According to the 2020 Nutrients article, vitamin D deficiency can cause migraines and other headaches through multiple pathways. Too little vitamin D can cause inflammation, make some neurons more sensitive, change brain chemical levels, increase Nitric Oxide formation, decrease Magnesium absorption, and decrease melatonin—all of which can cause headaches.

Vitamin D and Headache Treatments

The Nutrients review also shows that taking vitamin D supplements could help reduce how common headaches are, especially for people with migraines. A trend has emerged showing that people with healthy vitamin D levels have a lower incidence of chronic headaches, Christine Gerbstadt, MD, registered dietitian and author of "Doctor's Detox Diet," told Health.

"The bonus in treating low serum vitamin D is improvement in the many other important health functions of the vitamin," said Dr. Gerbstadt. Restoring vitamin D to normal levels—through food or supplements—is already a good idea, Dr. Gerbstadt added, but the studies suggest that it may have the added benefit of relieving headaches.

Even though the United States isn't as far north as Finland, it can still be difficult for people living in the states to make enough vitamin D through sunlight exposure in the winter months. Luckily, the nutrient can also be found in eggs, fatty fish, and fortified foods like milk and cereal. What you eat those foods with matters, too: "Vitamin D is best absorbed when eaten with food containing fat—such as low-fat yogurt, olive oil dressing, or avocado," said Dr. Gerbstadt.

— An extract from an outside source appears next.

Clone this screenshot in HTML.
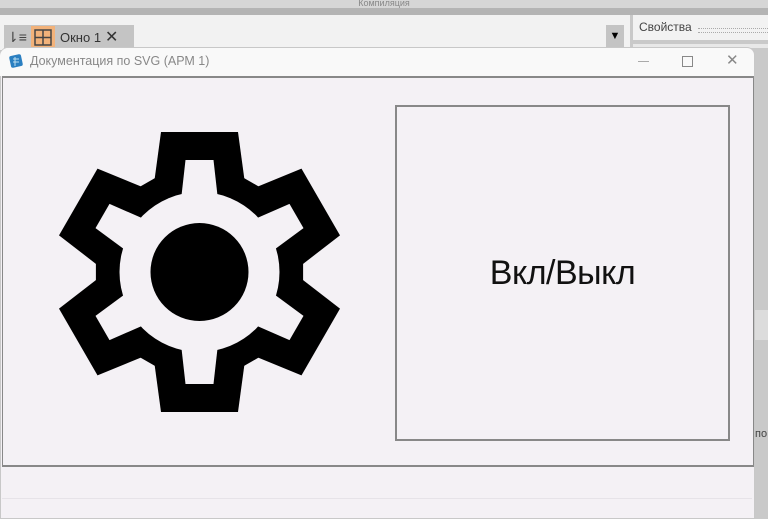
<!DOCTYPE html>
<html><head><meta charset="utf-8"><style>
body{margin:0;width:768px;height:512px;overflow:hidden;background:#c9c9c9;font-family:"Liberation Sans",sans-serif;position:relative}
.a{position:absolute}
</style></head><body>
<div class="a" style="left:0;top:0;width:768px;height:8px;background:#d6d6d6;font-size:9px;color:#888;text-align:center;line-height:6px;overflow:hidden">Компиляция</div>
<div class="a" style="left:0;top:8px;width:768px;height:7px;background:#b4b4b4"></div>
<div class="a" style="left:0;top:15px;width:630px;height:35px;background:#f2f2f2"></div>
<div class="a" style="left:4px;top:25px;width:26px;height:25px;background:#c4c4c4;font-size:14px;text-align:center;line-height:24px;color:#444">⇂≡</div>
<div class="a" style="left:30px;top:25px;width:104px;height:25px;background:#c4c4c4"></div>
<div class="a" style="left:31px;top:26px;width:24px;height:23px;background:#f2b27a"></div>
<svg class="a" style="left:34px;top:29px" width="18" height="17"><rect x="1" y="1" width="16" height="15" fill="none" stroke="#444" stroke-width="1.5"/><line x1="9" y1="1" x2="9" y2="16" stroke="#444" stroke-width="1.5"/><line x1="1" y1="8.5" x2="17" y2="8.5" stroke="#444" stroke-width="1.5"/></svg>
<div class="a" style="left:60px;top:30px;font-size:13px;color:#333">Окно 1</div>
<div class="a" style="left:105px;top:27px;font-size:16px;color:#333">✕</div>
<div class="a" style="left:606px;top:25px;width:18px;height:22px;background:#c4c4c4;font-size:11px;text-align:center;line-height:22px">▼</div>
<div class="a" style="left:633px;top:15px;width:135px;height:25px;background:#f2f2f2"></div>
<div class="a" style="left:639px;top:20px;font-size:12px;color:#444">Свойства</div>
<div class="a" style="left:698px;top:28px;width:70px;height:3px;border-top:1px dotted #aaa;border-bottom:1px dotted #aaa"></div>
<div class="a" style="left:633px;top:44px;width:135px;height:4px;background:#e8e8e8"></div>
<div class="a" style="left:755px;top:310px;width:13px;height:30px;background:#dcdcdc"></div>
<div class="a" style="left:755px;top:428px;font-size:11px;color:#444">по</div>
<div class="a" style="left:0;top:47px;width:753px;height:470px;background:#f4f1f5;border:1px solid #c8c8c8;border-radius:8px 8px 0 0"></div>
<div class="a" style="left:0;top:48px;width:754px;height:28px;background:#f9f9f9;border-radius:8px 8px 0 0"></div>
<svg class="a" style="left:8px;top:53px" width="16" height="16"><rect x="2" y="2" width="12" height="12" rx="2" fill="#2a7fc1" transform="rotate(-12 8 8)"/><path d="M5 6h6M5 9h6M7 4v9" stroke="#bde" stroke-width="1"/></svg>
<div class="a" style="left:30px;top:54px;font-size:12.5px;color:#888">Документация по SVG (АРМ 1)</div>
<div class="a" style="left:638px;top:61px;width:11px;height:1px;background:#aaa"></div>
<div class="a" style="left:682px;top:56px;width:9px;height:9px;border:1px solid #888"></div>
<div class="a" style="left:726px;top:51px;font-size:15px;color:#888">✕</div>
<div class="a" style="left:2px;top:76px;width:750px;height:387px;border:1px solid #888;border-width:2px 1px 2px 1px;background:#f4f1f5"></div>
<div class="a" style="left:2px;top:498px;width:750px;height:1px;background:#e6e3e8"></div>
<div class="a" style="left:395px;top:105px;width:331px;height:332px;border:2px solid #888"></div>
<div class="a" style="left:395px;top:254px;width:335px;text-align:center;font-size:34px;color:#111;letter-spacing:-0.5px">Вкл/Выкл</div>
<svg class="a" style="left:0;top:0" width="400" height="460">
<g transform="translate(199.5 272)">
<g fill="#000">
<polygon points="-44.4,-94 44.4,-94 59.2,-85.5 103.6,-8.5 103.6,8.5 59.2,85.5 44.4,94 -44.4,94 -59.2,85.5 -103.6,8.5 -103.6,-8.5 -59.2,-85.5"/>
<g id="t"><polygon points="-38.5,-140 38.5,-140 45,-92 -45,-92"/></g>
<use href="#t" transform="rotate(60)"/><use href="#t" transform="rotate(120)"/><use href="#t" transform="rotate(180)"/><use href="#t" transform="rotate(240)"/><use href="#t" transform="rotate(300)"/>
</g>
<g fill="#f4f1f5">
<circle r="80"/>
<g id="w"><polygon points="-14,-112 14,-112 18.5,-72 -18.5,-72"/></g>
<use href="#w" transform="rotate(60)"/><use href="#w" transform="rotate(120)"/><use href="#w" transform="rotate(180)"/><use href="#w" transform="rotate(240)"/><use href="#w" transform="rotate(300)"/>
</g>
<circle r="49" fill="#000"/>
</g></svg>
</body></html>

The benefits and potential risks of taking vitamin D supplements for people who already have normal levels are still unclear. Make sure to talk to your healthcare provider about these supplements. It can be dangerous to take more vitamin D than the daily recommended amount, which is 400 to 1,000 IU (international units) for most people.

However, even if you do have vitamin D deficiency, make sure to talk to your healthcare provider before trying supplements. If you do have a deficiency and your healthcare provider recommends taking supplements, you may need large replacement doses for about six weeks. Then, you may be prescribed a daily supplement of 50 to 2,000 IUs, said Dr. Gerbstadt. This supplement could hopefully reduce the frequency of your headaches and address other conditions caused by vitamin D deficiency.

Testing for Vitamin D Deficiency

Whether physicians should routinely test for vitamin D levels is controversial. As of April 2021, the U.S. Preventive Services Task Force does not recommend screening unless a patient has signs of a deficiency. But if you're concerned about your levels—especially through the winter months—ask your healthcare provider whether you should get tested. "Measuring your serum D is a simple, inexpensive blood test, which can be added to other lab testing with regular physical exams," said Dr. Gerbstadt.

A Quick Review

Vitamin D deficiency is linked to headaches because it can affect inflammation and how your neurons work. Taking supplements can reduce how often headaches occur. However, before trying vitamin D supplements, talk to your healthcare provider about whether and how you should take them.